Multivariable epsilon-delta proofs are generally harder than their single variable counterpart. The difficulty comes from the fact that we need to manipulate $|f(x,y) - L|$ into something of the form $\sqrt{(x-a)^2 + (y-b)^2}$, which is much harder to do than the simple $|x-a|$ with single variable proofs. This often requires several ingenious algebraic tricks that, at first don't seem to make much sense. Consider the following example.

Let \(f : \{(x,y)\in {\mathbb{R}}^2 : x^2 \ne y^2\} \to \mathbb{R}\) be defined by

\begin{equation*} f(x,y) = \frac{x^3 - y^3}{x^2-y^2}. \end{equation*}

Prove that the limit

\begin{equation*} \lim_{(x,y)\to (a,a)} f(x,y) \end{equation*}

exists for all real $a \ne 0$.

First, observe that we may factor a $x+y$ term,

\begin{equation*} f(x,y) = \frac{(x-y)(x^2+xy + y^2)}{(x-y)(x+y)} = \frac{x^2+xy + y^2}{x+y} \end{equation*}

so we determine that the limit approaching $(a,a)$ should probably be this expression evaluated at $(a,a)$. This gives us $L = 3a/2$. We prove this using the epsilon-delta definition.

Let \({\epsilon}> 0\) be given and choose \(\delta = \min\{{\epsilon}/3, |a|\}\) with \(a\ne 0\). Let \((x,y) \in \text{dom}(f) = \{(x,y)\in {\mathbb{R}}^2 : x^2 \ne y^2\}\) such that \(0 < |(x,y) - (a,a)| < \delta\).
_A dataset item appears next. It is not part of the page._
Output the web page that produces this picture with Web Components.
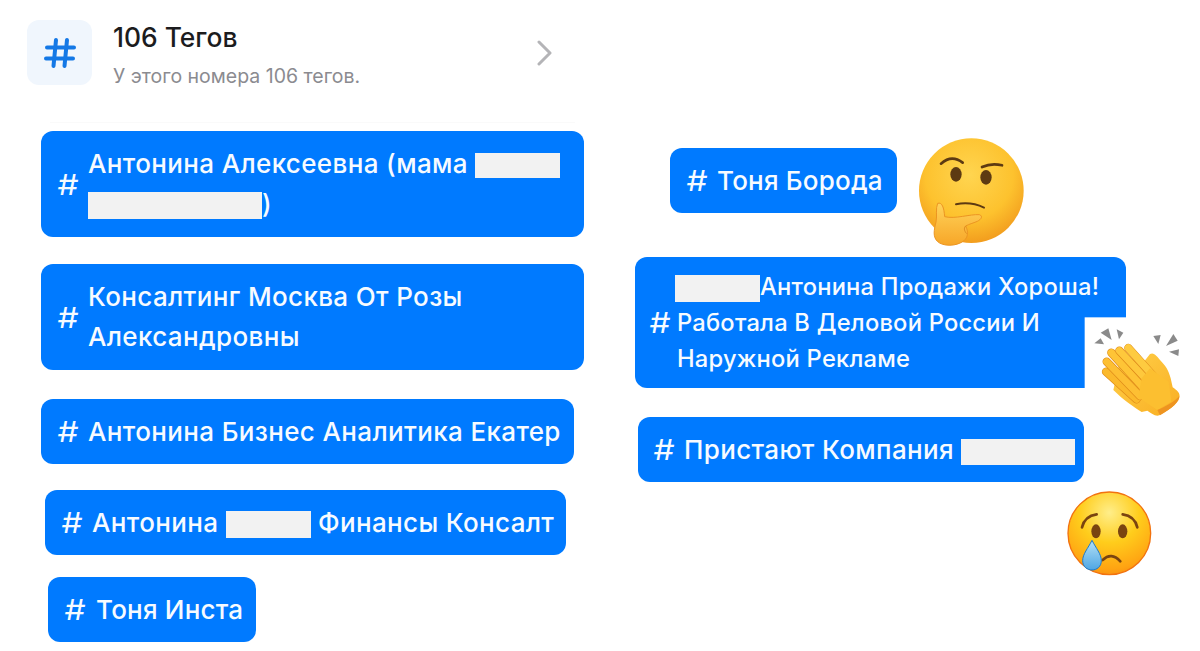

Then

\begin{equation*} \begin{aligned} {\left | f(x,y) - 3a/2 \right |} &= {\left | \frac{(x-y)(x^2+xy+y^2)}{(x-y)(x+y)} -3a/2 \right |} \\[3.5ex] &= {\left | \frac{(x+y)^2 - xy}{x+y} - 3a/2 \right |} \\[3.5ex] &= {\left | (x-a) + (y-a) + a/2 - \frac{xy}{x+y} \right |} \\[3.5ex] &= {\left | (x-a) + (y-a) + \frac{(x+y)a/2 - xy}{x+y} \right |} \\[3.5ex] &= {\left | (x-a) + (y-a) + \frac{-x(y-a)/2 - y(x-a)/2}{x+y} \right |} \\[3.5ex] &\leq |x-a| + |y-a| + \frac{1}{2}{\left | \frac{x(y-a) + y(x-a)}{x+y} \right |} \\[3.5ex] &\leq |x-a| + |y-a| + \frac{1}{2}{\left | \frac{x(y-a)}{x+y} \right |} + \frac{1}{2}{\left | \frac{y(x-a)}{x+y} \right |} \\[3.5ex] &\leq |x-a| + |y-a| + \frac{1}{2}|y-a| + \frac{1}{2}|x-a| \quad\quad \text{(*)} \\[3.5ex] &= \frac{3}{2}|x-a| + \frac{3}{2}|y-a| \\[3.5ex] &\leq 3\sqrt{(x-a)^2 +(y-a)^2} < 3\delta = {\epsilon}. \end{aligned} \end{equation*}

To obtain $(\text{*})$, we used the fact that because \(|(x,y) - (a,a)| < \delta \leq |a|\), therefore \(x\ne 0\) and \(y\ne 0\) and \(\text{sgn}(x) = \text{sgn}(y)\). This in turn implies that

\begin{equation*} \frac{1}{|x+y|} < \frac{1}{|x|} \quad \text{and} \quad \frac{1}{|x+y|} < \frac{1}{|y|}. \end{equation*}

This completes the proof.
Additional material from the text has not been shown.